Posted on January 3, 2012


Crude prices will remain the fulcrum on which MENA economies will pivot.

Saudi Arabia is the largest net exporter of oi...

Saudi Arabia is the largest net exporter of oil in the world. (Image via Wikipedia)

Oil is the economic grease of the Middle East and North Africa and never has this been more apparent than today. As the exporters and importers of the Black Gold look toward 2012 for a measure of stability and growth, the price of crude will play its usual role as the fulcrum on which economies will pivot. The International Monetary Fund has forecast a slowdown in growth for the oil exporters of the region, from a cumulative 4.9% in 2011 to 3.9% this year, as oil revenues decrease from softer prices. Saudi Arabia, the engine of the Gulf, will probably see growth slow to 3.6%, from 6.5% in 2011, according to the IMF. Slowing growth in the largest oil-consuming nations is expected to decrease demand for the commodity, leading to lower prices.

The same phenomenon, on the other hand, will help the oil-importing nations of the MENA region decrease costs and post an increase in economic growth. The IMF forecasts GDP growth in the net oil importers of the region will almost double to 2.6%, from 1.3% in 2011, as they recover gradually from the political ravages of the Arab Spring.

The Saudi economy, which is traditionally led by strong government spending, will receive a boost from the stimulus packages announced for 2011 and 2012. With a Keynesian panache, Saudi Arabia announced in March 2011 a massive spending program involving higher wages and as much as USD 67 billion to be spent on house-building. Even though total spending is budgeted to fall in 2012 compared with 2011, the kingdom plans to step up spending on education, health care and other social programs in its SAR 690 billion budget for 2012.
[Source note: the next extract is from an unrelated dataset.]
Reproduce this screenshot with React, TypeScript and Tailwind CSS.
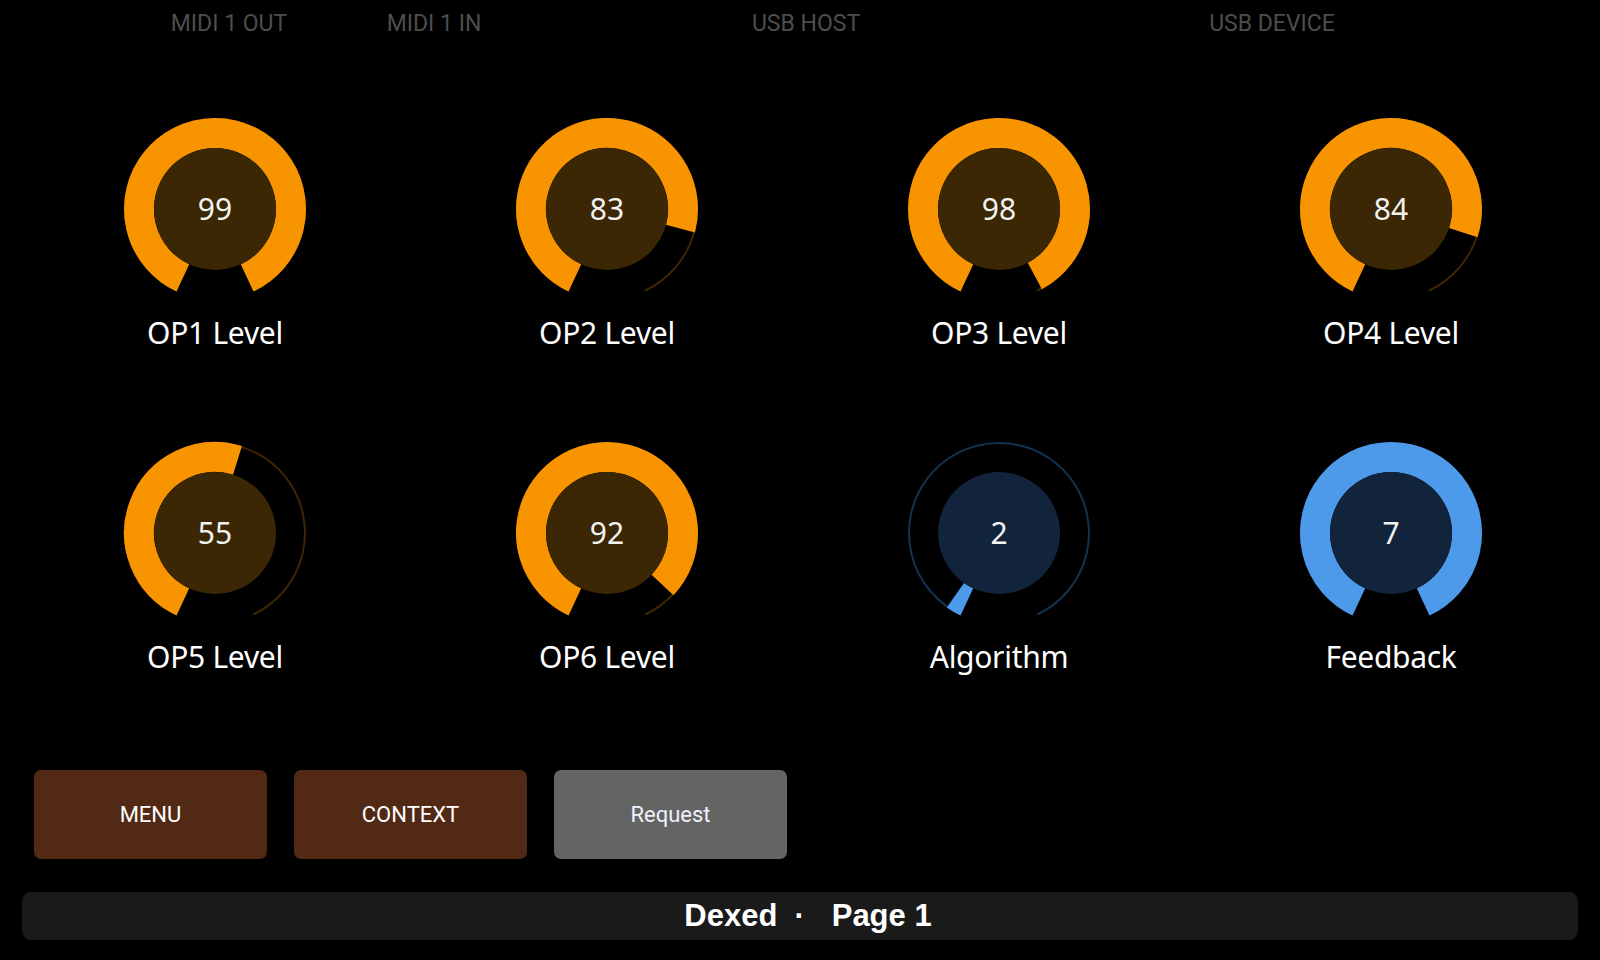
import React from "react"

type Tone = "orange" | "blue"

const knobs: { label: string; value: number; min: number; max: number; tone: Tone }[] = [
    { label: "OP1 Level", value: 99, min: 0, max: 99, tone: "orange" },
    { label: "OP2 Level", value: 83, min: 0, max: 99, tone: "orange" },
    { label: "OP3 Level", value: 98, min: 0, max: 99, tone: "orange" },
    { label: "OP4 Level", value: 84, min: 0, max: 99, tone: "orange" },
    { label: "OP5 Level", value: 55, min: 0, max: 99, tone: "orange" },
    { label: "OP6 Level", value: 92, min: 0, max: 99, tone: "orange" },
    { label: "Algorithm", value: 2, min: 1, max: 32, tone: "blue" },
    { label: "Feedback", value: 7, min: 0, max: 7, tone: "blue" },
]

const palette = {
    orange: { arc: "#f79400", track: "#3d2700", face: "#3b2703" },
    blue: { arc: "#4e9aea", track: "#14324f", face: "#11243b" },
}

const START = 115
const SWEEP = 310

function arcPath(cx: number, cy: number, r: number, a0: number, a1: number) {
    const rad = (a: number) => (a * Math.PI) / 180
    const x0 = cx + r * Math.cos(rad(a0))
    const y0 = cy + r * Math.sin(rad(a0))
    const x1 = cx + r * Math.cos(rad(a1))
    const y1 = cy + r * Math.sin(rad(a1))
    const large = a1 - a0 > 180 ? 1 : 0
    return `M ${x0} ${y0} A ${r} ${r} 0 ${large} 1 ${x1} ${y1}`
}

function Knob({ label, value, min, max, tone }: (typeof knobs)[number]) {
    const c = palette[tone]
    const frac = (value - min) / (max - min)
    const end = START + frac * SWEEP

    return (
        <div className="flex flex-col items-center">
            <div className="relative size-[184px]">
                <svg width="184" height="184" viewBox="0 0 184 184">
                    {/* track */}
                    <path d={arcPath(92, 92, 90, START, START + SWEEP)} fill="none" stroke={c.track} strokeWidth={2} />
                    {/* value */}
                    {frac > 0 && (
                        <path d={arcPath(92, 92, 76, START, end)} fill="none" stroke={c.arc} strokeWidth={30} />
                    )}
                    <circle cx="92" cy="92" r="61" fill={c.face} />
                </svg>
                <div className="absolute inset-0 flex items-center justify-center text-[30px] leading-none text-[#f2f2f2]">
                    {value}
                </div>
            </div>
            <div className="mt-[12px] h-[40px] text-[30px] leading-[40px] tracking-[-0.01em] text-white">{label}</div>
        </div>
    )
}

export default function App() {
    return (
        <div className="flex h-[960px] w-[1600px] flex-col overflow-hidden bg-black font-['Noto_Sans',sans-serif]">
            {/* Status header */}
            <div className="flex h-[48px] items-center font-['Roboto',sans-serif] text-[23px] text-[#4d4d4d]">
                <span className="ml-[129px] w-[200px] text-center">MIDI 1 OUT</span>
                <span className="ml-[5px] w-[200px] text-center">MIDI 1 IN</span>
                <span className="ml-[172px] w-[200px] text-center">USB HOST</span>
                <span className="ml-[266px] w-[200px] text-center">USB DEVICE</span>
            </div>

            {/* Knobs */}
            <div className="mt-[69px] grid grid-cols-[repeat(4,392px)] gap-y-[88px] pl-[19px]">
                {knobs.map((k) => (
                    <Knob key={k.label} {...k} />
                ))}
            </div>

            {/* Buttons */}
            <div className="mt-[93px] flex gap-[27px] pl-[34px] font-['Roboto',sans-serif] text-[22px] text-white">
                <button className="flex h-[89px] w-[233px] items-center justify-center rounded-[7px] bg-[#522914]">MENU</button>
                <button className="flex h-[89px] w-[233px] items-center justify-center rounded-[7px] bg-[#522914]">CONTEXT</button>
                <button className="flex h-[89px] w-[233px] items-center justify-center rounded-[7px] bg-[#636562] text-[#f0f0ff]">Request</button>
            </div>

            {/* Footer */}
            <div className="mx-[22px] mt-[33px] flex h-[48px] items-center justify-center rounded-[9px] bg-[#1a1a1a] pl-[16px] font-['Liberation_Sans',Arial,sans-serif] text-[31px] font-bold text-white">
                <span>Dexed</span>
                <span className="ml-[17px]">·</span>
                <span className="ml-[27px]">Page 1</span>
            </div>
        </div>
    )
}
But the whole MENA region faces substantial risks, including the chance of continued political upheaval and a deepening crisis in the Eurozone, which could affect global growth and demand for oil, and lead to higher financing costs for certain Middle East countries. Western financial crises usually take four to eight months to have their impact on the region, so the time for the latest Eurocrisis to affect MENA is right about now.